───── Data extract ─────

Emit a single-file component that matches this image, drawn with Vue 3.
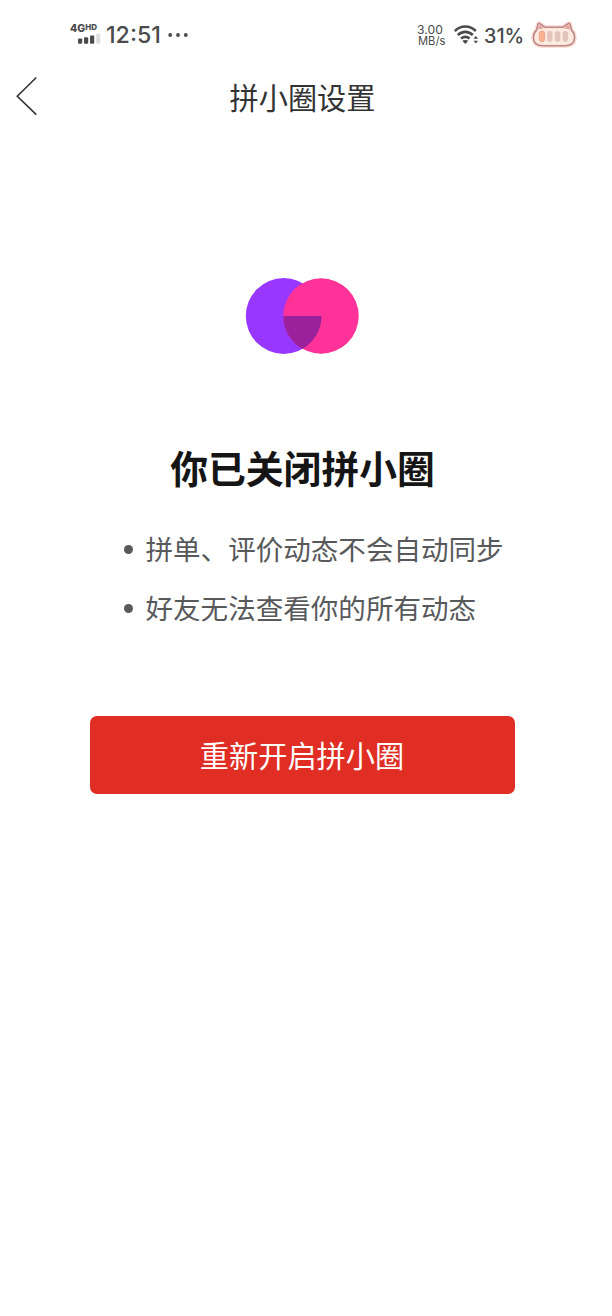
<template>
  <div class="page">
    <header class="status">
      <div class="network">
        <span class="net-type">4G<small>HD</small></span>
        <svg class="bars" width="24" height="11" viewBox="0 0 24 11">
          <rect x="0" y="5.5" width="4.2" height="5.2" rx="1" />
          <rect x="6" y="4.3" width="4.2" height="6.4" rx="1" />
          <rect x="12" y="2.5" width="4.2" height="8.2" rx="1" />
          <rect x="18.2" y="0.5" width="4.2" height="10.2" rx="1" class="off" />
        </svg>
      </div>
      <span class="clock">12:51</span>
      <svg class="more" width="20" height="6" viewBox="0 0 20 6">
        <circle cx="2.2" cy="3" r="1.9" /><circle cx="10" cy="3" r="1.9" /><circle cx="17.8" cy="3" r="1.9" />
      </svg>
      <div class="speed">3.00<br><small>MB/s</small></div>
      <svg class="wifi" width="26" height="21" viewBox="0 0 26 21">
        <g fill="none" stroke="#4a4a4a" stroke-width="2.6">
          <path d="M0.8 6C6.8 0 15.8 0 21.8 6" />
          <path d="M3.8 10C8.2 5.8 14.4 5.8 18.8 10" />
          <path d="M7 13.6C9.6 11.4 13 11.4 15.6 13.6" />
        </g>
        <path d="M8.3 15.8Q11.3 14 14.3 15.8L11.3 19Z" fill="#4a4a4a" />
        <path d="M19.5 13.8L21.8 11L24.1 13.8ZM19.5 15.8H24.1L21.8 18.6Z" fill="#4a4a4a" />
      </svg>
      <span class="percent">31%</span>
      <!-- cat shaped battery -->
      <svg class="battery" width="48" height="30" viewBox="0 0 48 30">
        <path class="glow" :d="cat" />
        <path class="cat" :d="cat" />
        <path d="M7.6 9.4L9.6 4.8L14 8.2ZM40.4 9.4L38.4 4.8L34 8.2Z" fill="#e2a39d" />
        <rect v-for="(x, i) in cells" :key="x" :x="x" y="11" width="5.4" height="10.8" rx="2.7" :class="i === 0 ? 'cell on' : 'cell'" />
      </svg>
    </header>

    <nav class="navbar">
      <svg class="back" width="24" height="40" viewBox="0 0 24 40">
        <path d="M21.3 1.5L2.3 20.2L21.3 38.6" />
      </svg>
      <h1>拼小圈设置</h1>
    </nav>

    <main>
      <svg class="logo" width="114" height="78" viewBox="0 0 114 78">
        <circle cx="38.7" cy="39" r="37.9" fill="#9837ff" />
        <circle cx="76" cy="39" r="37.7" fill="#ff3299" />
        <path d="M38.3 39H76.6A37.9 37.9 0 0 1 57.4 71.9A37.7 37.7 0 0 1 38.3 39Z" fill="#9b209b" />
      </svg>
      <h2>你已关闭拼小圈</h2>
      <ul>
        <li v-for="tip in tips" :key="tip">{{ tip }}</li>
      </ul>
      <button type="button">重新开启拼小圈</button>
    </main>
  </div>
</template>

<script setup>
const tips = ['拼单、评价动态不会自动同步', '好友无法查看你的所有动态']
const cells = [9.3, 17.1, 24.9, 32.7]
const cat = 'M6.4 10.4L8 4.2Q8.6 2.6 10.2 3.8L15.2 7.3H32.8L37.8 3.8Q39.4 2.6 40 4.2L41.6 10.4Q44.6 13 44.6 17.5C44.6 23 41.5 25.8 35 25.8H13C6.5 25.8 3.4 23 3.4 17.5Q3.4 13 6.4 10.4Z'
</script>

<style>
body { margin: 0; background: #fff }
</style>

<style scoped>
.page { width: 605px; min-height: 1316px; background: #fff; font-family: "Noto Sans CJK SC", sans-serif }

.status { display: flex; align-items: flex-start; height: 64px; padding-left: 70px; box-sizing: border-box; color: #4a4a4a; font-family: Inter, sans-serif; white-space: nowrap }
.network { display: flex; flex-direction: column; width: 31px; padding-top: 24px }
.net-type { font-size: 10.5px; line-height: 9px; font-weight: 800; display: flex; align-items: flex-start }
.net-type small { font-size: 8px; line-height: 7px; font-weight: 800 }
.bars { margin: 0 0 0 8px; fill: #4a4a4a }
.bars .off { fill: #dedede }
.clock { width: 61px; padding: 21px 0 0 5px; margin-right: -5px; font-size: 23.2px; line-height: 29px; font-weight: 450 }
.more { margin: 32px 0 0 6px; fill: #4a4a4a }
.speed { margin: 24px 0 0 229px; width: 37px; font-size: 12.2px; line-height: 11px }
.speed small { padding-left: 1px; font-size: 11.2px; line-height: 11px }
.wifi { margin: 25px 0 0 0 }
.percent { width: 45px; padding: 22px 0 0 4px; font-size: 19.8px; line-height: 28px; font-weight: 450 }
.battery { margin: 20px 0 0 1px; flex: none }
.cat { fill: #fce9e0; stroke: #bd8583; stroke-width: 1.6; stroke-linejoin: round }
.glow { fill: none; stroke: #fbe0dc; stroke-width: 4.4; stroke-linejoin: round }
.cell { fill: #e2c4bc }
.cell.on { fill: #fbb08f; stroke: #e59b80; stroke-width: .7 }

.navbar { display: grid; grid-template-columns: 60px 1fr 60px; height: 64px; align-items: center }
.back { margin-left: 15px; fill: none; stroke: #333; stroke-width: 1.6 }
h1 { margin: 0; text-align: center; font-size: 29.2px; line-height: 40px; font-weight: 400; color: #333 }

main { display: flex; flex-direction: column; align-items: center; padding-top: 149px }
.logo { display: block; margin-right: 2px }
h2 { margin: 85px 0 0; font-size: 37.8px; line-height: 54px; font-weight: 700; color: #151516 }
ul { align-self: flex-start; margin: 25px 0 0 124px; padding: 0; list-style: none }
li { display: flex; align-items: center; height: 58.5px; font-size: 27.55px; line-height: 40px; color: #58595b; white-space: nowrap }
li::before { content: ""; width: 9px; height: 9px; margin: 3px 12.5px 0 0; border-radius: 50%; background: #58595b }
button { width: 425px; height: 78px; margin: 79.5px 0 0; padding: 0 1px 2px 0; border: 0; border-radius: 7px; background: #e02e24; color: #fff; font-family: inherit; font-size: 29.2px; line-height: 76px }
</style>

─────

Task goal:
Retype the data above exactly; pictures are not part of the copy.

Task solution:
Emit a single-file component that matches this image, drawn with Vue 3.
<template>
  <div class="page">
    <header class="status">
      <div class="network">
        <span class="net-type">4G<small>HD</small></span>
        <svg class="bars" width="24" height="11" viewBox="0 0 24 11">
          <rect x="0" y="5.5" width="4.2" height="5.2" rx="1" />
          <rect x="6" y="4.3" width="4.2" height="6.4" rx="1" />
          <rect x="12" y="2.5" width="4.2" height="8.2" rx="1" />
          <rect x="18.2" y="0.5" width="4.2" height="10.2" rx="1" class="off" />
        </svg>
      </div>
      <span class="clock">12:51</span>
      <svg class="more" width="20" height="6" viewBox="0 0 20 6">
        <circle cx="2.2" cy="3" r="1.9" /><circle cx="10" cy="3" r="1.9" /><circle cx="17.8" cy="3" r="1.9" />
      </svg>
      <div class="speed">3.00<br><small>MB/s</small></div>
      <svg class="wifi" width="26" height="21" viewBox="0 0 26 21">
        <g fill="none" stroke="#4a4a4a" stroke-width="2.6">
          <path d="M0.8 6C6.8 0 15.8 0 21.8 6" />
          <path d="M3.8 10C8.2 5.8 14.4 5.8 18.8 10" />
          <path d="M7 13.6C9.6 11.4 13 11.4 15.6 13.6" />
        </g>
        <path d="M8.3 15.8Q11.3 14 14.3 15.8L11.3 19Z" fill="#4a4a4a" />
        <path d="M19.5 13.8L21.8 11L24.1 13.8ZM19.5 15.8H24.1L21.8 18.6Z" fill="#4a4a4a" />
      </svg>
      <span class="percent">31%</span>
      <!-- cat shaped battery -->
      <svg class="battery" width="48" height="30" viewBox="0 0 48 30">
        <path class="glow" :d="cat" />
        <path class="cat" :d="cat" />
        <path d="M7.6 9.4L9.6 4.8L14 8.2ZM40.4 9.4L38.4 4.8L34 8.2Z" fill="#e2a39d" />
        <rect v-for="(x, i) in cells" :key="x" :x="x" y="11" width="5.4" height="10.8" rx="2.7" :class="i === 0 ? 'cell on' : 'cell'" />
      </svg>
    </header>

    <nav class="navbar">
      <svg class="back" width="24" height="40" viewBox="0 0 24 40">
        <path d="M21.3 1.5L2.3 20.2L21.3 38.6" />
      </svg>
      <h1>拼小圈设置</h1>
    </nav>

    <main>
      <svg class="logo" width="114" height="78" viewBox="0 0 114 78">
        <circle cx="38.7" cy="39" r="37.9" fill="#9837ff" />
        <circle cx="76" cy="39" r="37.7" fill="#ff3299" />
        <path d="M38.3 39H76.6A37.9 37.9 0 0 1 57.4 71.9A37.7 37.7 0 0 1 38.3 39Z" fill="#9b209b" />
      </svg>
      <h2>你已关闭拼小圈</h2>
      <ul>
        <li v-for="tip in tips" :key="tip">{{ tip }}</li>
      </ul>
      <button type="button">重新开启拼小圈</button>
    </main>
  </div>
</template>

<script setup>
const tips = ['拼单、评价动态不会自动同步', '好友无法查看你的所有动态']
const cells = [9.3, 17.1, 24.9, 32.7]
const cat = 'M6.4 10.4L8 4.2Q8.6 2.6 10.2 3.8L15.2 7.3H32.8L37.8 3.8Q39.4 2.6 40 4.2L41.6 10.4Q44.6 13 44.6 17.5C44.6 23 41.5 25.8 35 25.8H13C6.5 25.8 3.4 23 3.4 17.5Q3.4 13 6.4 10.4Z'
</script>

<style>
body { margin: 0; background: #fff }
</style>

<style scoped>
.page { width: 605px; min-height: 1316px; background: #fff; font-family: "Noto Sans CJK SC", sans-serif }

.status { display: flex; align-items: flex-start; height: 64px; padding-left: 70px; box-sizing: border-box; color: #4a4a4a; font-family: Inter, sans-serif; white-space: nowrap }
.network { display: flex; flex-direction: column; width: 31px; padding-top: 24px }
.net-type { font-size: 10.5px; line-height: 9px; font-weight: 800; display: flex; align-items: flex-start }
.net-type small { font-size: 8px; line-height: 7px; font-weight: 800 }
.bars { margin: 0 0 0 8px; fill: #4a4a4a }
.bars .off { fill: #dedede }
.clock { width: 61px; padding: 21px 0 0 5px; margin-right: -5px; font-size: 23.2px; line-height: 29px; font-weight: 450 }
.more { margin: 32px 0 0 6px; fill: #4a4a4a }
.speed { margin: 24px 0 0 229px; width: 37px; font-size: 12.2px; line-height: 11px }
.speed small { padding-left: 1px; font-size: 11.2px; line-height: 11px }
.wifi { margin: 25px 0 0 0 }
.percent { width: 45px; padding: 22px 0 0 4px; font-size: 19.8px; line-height: 28px; font-weight: 450 }
.battery { margin: 20px 0 0 1px; flex: none }
.cat { fill: #fce9e0; stroke: #bd8583; stroke-width: 1.6; stroke-linejoin: round }
.glow { fill: none; stroke: #fbe0dc; stroke-width: 4.4; stroke-linejoin: round }
.cell { fill: #e2c4bc }
.cell.on { fill: #fbb08f; stroke: #e59b80; stroke-width: .7 }

.navbar { display: grid; grid-template-columns: 60px 1fr 60px; height: 64px; align-items: center }
.back { margin-left: 15px; fill: none; stroke: #333; stroke-width: 1.6 }
h1 { margin: 0; text-align: center; font-size: 29.2px; line-height: 40px; font-weight: 400; color: #333 }

main { display: flex; flex-direction: column; align-items: center; padding-top: 149px }
.logo { display: block; margin-right: 2px }
h2 { margin: 85px 0 0; font-size: 37.8px; line-height: 54px; font-weight: 700; color: #151516 }
ul { align-self: flex-start; margin: 25px 0 0 124px; padding: 0; list-style: none }
li { display: flex; align-items: center; height: 58.5px; font-size: 27.55px; line-height: 40px; color: #58595b; white-space: nowrap }
li::before { content: ""; width: 9px; height: 9px; margin: 3px 12.5px 0 0; border-radius: 50%; background: #58595b }
button { width: 425px; height: 78px; margin: 79.5px 0 0; padding: 0 1px 2px 0; border: 0; border-radius: 7px; background: #e02e24; color: #fff; font-family: inherit; font-size: 29.2px; line-height: 76px }
</style>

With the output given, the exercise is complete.